Acaso eso podríamos reconocer al equipo de programación de esta edición del Festival de Locarno: haber desplegado un mar de mismidad con fachada heterogénea en cuyas aguas turbias se vislumbraron, de vez en cuando, las brillantes escamas de un espécimen noble, pues de las excursiones que a la mitad del camino se sospechan infecundas a menudo se extraen, por fuerza de obstinación, algunas preguntas nuevas sobre la naturaleza de tales excepciones.
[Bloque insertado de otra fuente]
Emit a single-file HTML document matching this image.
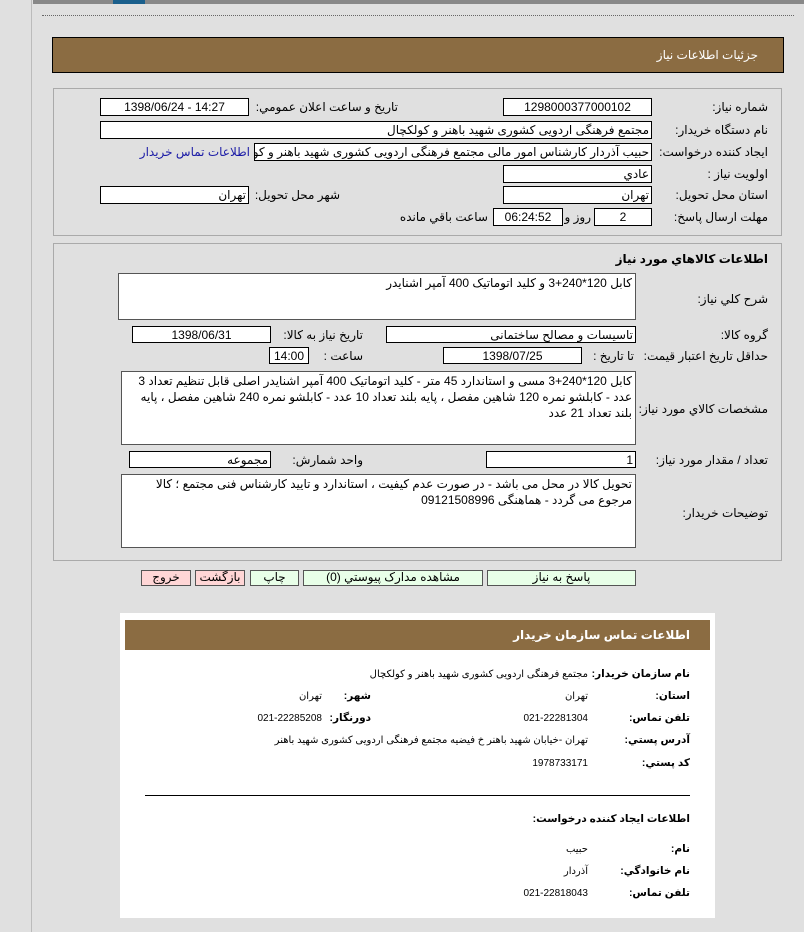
<!DOCTYPE html>
<html><head><meta charset="utf-8"><style>
*{margin:0;padding:0;box-sizing:border-box}
body{width:804px;height:932px;background:#e0e0e0;position:relative;overflow:hidden;font-family:"Liberation Sans","DejaVu Sans",sans-serif;font-size:12px;color:#000}
.a{position:absolute;white-space:nowrap}
.l{position:absolute;white-space:nowrap;direction:rtl;text-align:right}
.i{position:absolute;background:#fff;border:1px solid #000;direction:rtl;text-align:right;padding:0 2px;font-size:12px;line-height:16px;white-space:nowrap;overflow:hidden}
.c{text-align:center}
.t{position:absolute;background:#fff;border:1px solid #555;direction:rtl;text-align:right;padding:1px 3px;font-size:12px;line-height:16px;white-space:normal}
.b{position:absolute;border:1px solid #555;background:#e8ffe8;text-align:center;font-size:12px;line-height:13px;height:16px;direction:rtl}
.p{background:#ffd6d6}
.s{font-size:10px}
.bl{font-weight:bold;font-size:10.5px}
</style></head><body>
<div class="a" style="left:0;top:0;width:32px;height:932px;border-right:1px solid #bbb;background:#e0e0e0"></div>
<div class="a" style="left:33px;top:0;width:771px;height:4px;background:#888"></div>
<div class="a" style="left:113px;top:0;width:32px;height:4px;background:#1a5f8c"></div>
<div class="a" style="left:42px;top:15px;width:752px;border-top:1px dotted #666"></div>

<div class="a" style="left:52px;top:37px;width:732px;height:36px;background:#8b6c42;border:1px solid #000"></div>
<div class="l" style="right:46px;top:48px;color:#fff;font-size:12px">جزئيات اطلاعات نياز</div>

<div class="a" style="left:53px;top:88px;width:729px;height:148px;border:1px solid #aaa"></div>
<div class="l" style="right:36px;top:100px">شماره نياز:</div>
<div class="i c" style="left:503px;top:98px;width:149px;height:18px">1298000377000102</div>
<div class="l" style="right:406px;top:100px">تاريخ و ساعت اعلان عمومي:</div>
<div class="i c" style="left:100px;top:98px;width:149px;height:18px;direction:ltr">1398/06/24 - 14:27</div>
<div class="l" style="right:36px;top:123px">نام دستگاه خريدار:</div>
<div class="i" style="left:100px;top:121px;width:552px;height:18px">مجتمع فرهنگی اردویی کشوری شهید باهنر و کولکچال</div>
<div class="l" style="right:36px;top:145px">ايجاد کننده درخواست:</div>
<div class="i" style="left:254px;top:143px;width:398px;height:18px">حبیب آذردار کارشناس امور مالی  مجتمع فرهنگی اردویی کشوری شهید باهنر و کولکچال</div>
<div class="l" style="right:554px;top:145px;color:#1a1aa6">اطلاعات تماس خريدار</div>
<div class="l" style="right:36px;top:167px">اولويت نياز :</div>
<div class="i" style="left:503px;top:165px;width:149px;height:18px">عادي</div>
<div class="l" style="right:36px;top:188px">استان محل تحويل:</div>
<div class="i" style="left:503px;top:186px;width:149px;height:18px">تهران</div>
<div class="l" style="right:464px;top:188px">شهر محل تحويل:</div>
<div class="i" style="left:100px;top:186px;width:149px;height:18px">تهران</div>
<div class="l" style="right:36px;top:210px">مهلت ارسال پاسخ:</div>
<div class="i c" style="left:594px;top:208px;width:58px;height:18px">2</div>
<div class="l" style="right:213px;top:210px">روز و</div>
<div class="i c" style="left:493px;top:208px;width:70px;height:18px">06:24:52</div>
<div class="l" style="right:316px;top:210px">ساعت باقي مانده</div>

<div class="a" style="left:53px;top:243px;width:729px;height:318px;border:1px solid #aaa"></div>
<div class="l" style="right:36px;top:252px;font-weight:bold">اطلاعات كالاهاي مورد نياز</div>
<div class="l" style="right:36px;top:292px">شرح كلي نياز:</div>
<div class="t" style="left:118px;top:273px;width:518px;height:47px">کابل 120*240+3 و کلید اتوماتیک 400 آمپر اشنایدر</div>
<div class="l" style="right:36px;top:328px">گروه كالا:</div>
<div class="i" style="left:386px;top:326px;width:250px;height:17px">تاسیسات و مصالح ساختمانی</div>
<div class="l" style="right:441px;top:328px">تاريخ نياز به كالا:</div>
<div class="i c" style="left:132px;top:326px;width:139px;height:17px">1398/06/31</div>
<div class="l" style="right:36px;top:349px">حداقل تاريخ اعتبار قيمت:</div>
<div class="l" style="right:170px;top:349px">تا تاريخ :</div>
<div class="i c" style="left:443px;top:347px;width:139px;height:17px">1398/07/25</div>
<div class="l" style="right:441px;top:349px">ساعت :</div>
<div class="i c" style="left:269px;top:347px;width:40px;height:17px">14:00</div>
<div class="l" style="right:36px;top:402px">مشخصات كالاي مورد نياز:</div>
<div class="t" style="left:121px;top:371px;width:515px;height:74px">کابل 120*240+3  مسی و استاندارد 45 متر - کلید اتوماتیک 400 آمپر اشنایدر اصلی قابل تنظیم تعداد 3 عدد - کابلشو نمره 120 شاهین مفصل ، پایه بلند تعداد 10 عدد - کابلشو نمره 240 شاهین مفصل ، پایه بلند تعداد 21 عدد</div>
<div class="l" style="right:36px;top:453px">تعداد / مقدار مورد نياز:</div>
<div class="i" style="left:486px;top:451px;width:150px;height:17px">1</div>
<div class="l" style="right:441px;top:453px">واحد شمارش:</div>
<div class="i" style="left:129px;top:451px;width:142px;height:17px">مجموعه</div>
<div class="l" style="right:36px;top:506px">توضيحات خريدار:</div>
<div class="t" style="left:121px;top:474px;width:515px;height:74px">تحویل کالا در محل می باشد - در صورت عدم کیفیت ، استاندارد و تایید کارشناس فنی مجتمع ؛ کالا مرجوع می گردد - هماهنگی 09121508996</div>

<div class="b" style="left:487px;top:570px;width:149px">پاسخ به نياز</div>
<div class="b" style="left:303px;top:570px;width:180px">مشاهده مدارک پيوستي (0)</div>
<div class="b" style="left:250px;top:570px;width:49px">چاپ</div>
<div class="b p" style="left:195px;top:570px;width:50px">بازگشت</div>
<div class="b p" style="left:141px;top:570px;width:50px">خروج</div>

<div class="a" style="left:120px;top:613px;width:595px;height:305px;background:#fff"></div>
<div class="a" style="left:125px;top:620px;width:585px;height:30px;background:#8b6c42"></div>
<div class="l bl" style="right:114px;top:628px;color:#fff;font-size:12px">اطلاعات تماس سازمان خريدار</div>
<div class="l bl" style="right:114px;top:668px">نام سازمان خريدار:</div>
<div class="l s" style="right:216px;top:669px">مجتمع فرهنگی اردویی کشوری شهید باهنر و کولکچال</div>
<div class="l bl" style="right:114px;top:690px">استان:</div>
<div class="l s" style="right:216px;top:691px">تهران</div>
<div class="l bl" style="right:433px;top:690px">شهر:</div>
<div class="l s" style="right:482px;top:691px">تهران</div>
<div class="l bl" style="right:114px;top:712px">تلفن تماس:</div>
<div class="l s" style="right:216px;top:713px">021-22281304</div>
<div class="l bl" style="right:433px;top:712px">دورنگار:</div>
<div class="l s" style="right:482px;top:713px">021-22285208</div>
<div class="l bl" style="right:114px;top:734px">آدرس پستي:</div>
<div class="l s" style="right:216px;top:735px">تهران -خیابان شهید باهنر خ فیضیه مجتمع فرهنگی اردویی کشوری شهید باهنر</div>
<div class="l bl" style="right:114px;top:757px">کد پستي:</div>
<div class="l s" style="right:216px;top:758px">1978733171</div>
<div class="a" style="left:145px;top:795px;width:545px;border-top:1px solid #000"></div>
<div class="l bl" style="right:114px;top:813px">اطلاعات ايجاد كننده درخواست:</div>
<div class="l bl" style="right:114px;top:843px">نام:</div>
<div class="l s" style="right:216px;top:844px">حبیب</div>
<div class="l bl" style="right:114px;top:865px">نام خانوادگي:</div>
<div class="l s" style="right:216px;top:866px">آذردار</div>
<div class="l bl" style="right:114px;top:887px">تلفن تماس:</div>
<div class="l s" style="right:216px;top:888px">021-22818043</div>
</body></html>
Para dejar el terreno de la metáfora naturalista, es en estos alienantes “salones” cinematográficos, que desdoblan una exagerada cantidad de películas enarbolando identidades “distintas” sólo para revelarse como adolescentes de las exactas mismas carencias, en donde podemos hallar un nuevo matiz a añadirse a nuestra querida politique des auteurs, tan vieja y menospreciada como vigente e infranqueable.